Outro aspecto que se advinha polémico do processo do FAM é o facto de a ANMP, entre outra contrapartida para chegar a acordo com o Governo, ter reivindicado um programa de apoio às rescisões por mútuo acordo a apresentar aos trabalhadores municipais. O Sintap já veio esta terça-feira apelar aos municípios que venham a recorrer ao Fundo que não percam de vista que “os interesses dos trabalhadores e os serviços” por estes prestados aos munícipes devem ser considerados “tão importantes quanto o equilíbrio financeiro” das autarquias.

“Não deverão nunca ser nem os trabalhadores nem os cidadãos a pagar pelas restrições orçamentais e políticas erradas impostas pelo Governo e nem os primeiros prejudicados por algumas más opções e possíveis erros da gestão dos executivos autárquicos”, acrescenta o Sintap que já pediu reuniões ao presidente da ANMP e ao secretário de Estado do Poder Local para debater o assunto.

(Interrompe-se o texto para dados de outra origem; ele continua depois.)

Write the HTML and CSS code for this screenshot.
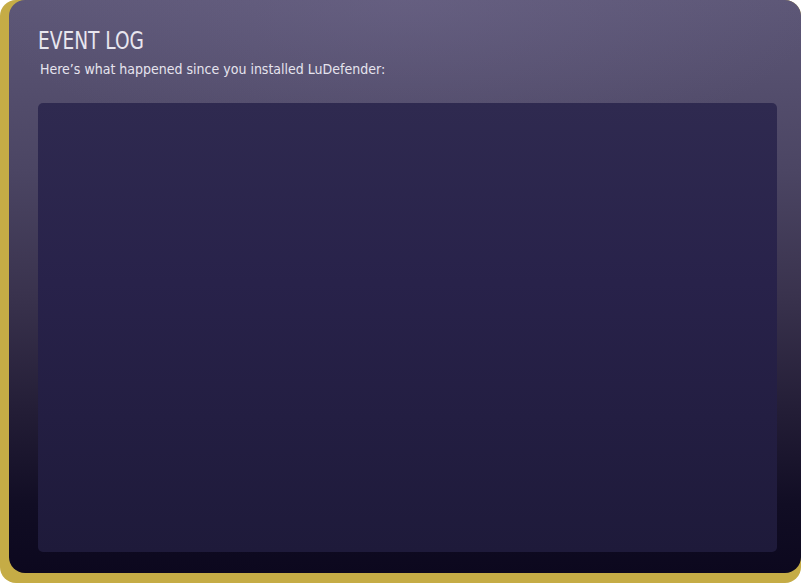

O FAM arranca apenas com uma comissão de acompanhamento constituída por representantes dos Ministérios do Desenvolvimento Regional e das Finanças, aos quais se juntarão os representantes dos municípios à medida que estes comecem a capitalizar o fundo. Os três elementos da comissão executiva do FAM deverão ser designados dentro de poucas semanas, assegura o secretário de estado das Autarquias Locais, acrescentando que a Direcção Geral das Autarquias Locais já tem instalações físicas prontas para acomodarem os gestores do fundo.

O recurso dos municípios ao FAM, além da renegociação com os credores e do aumento das receitas próprias, pressupõe a apresentação de um programa de ajustamento  - a entregar a partir de Setembro - cujo cumprimento é regularmente sujeito a avaliações das quais depende a libertação de novas tranches do empréstimo, num processo semelhante ao protagonizado pela troika em Portugal durante a vigência do Programa de Assistência Económica e Financeira.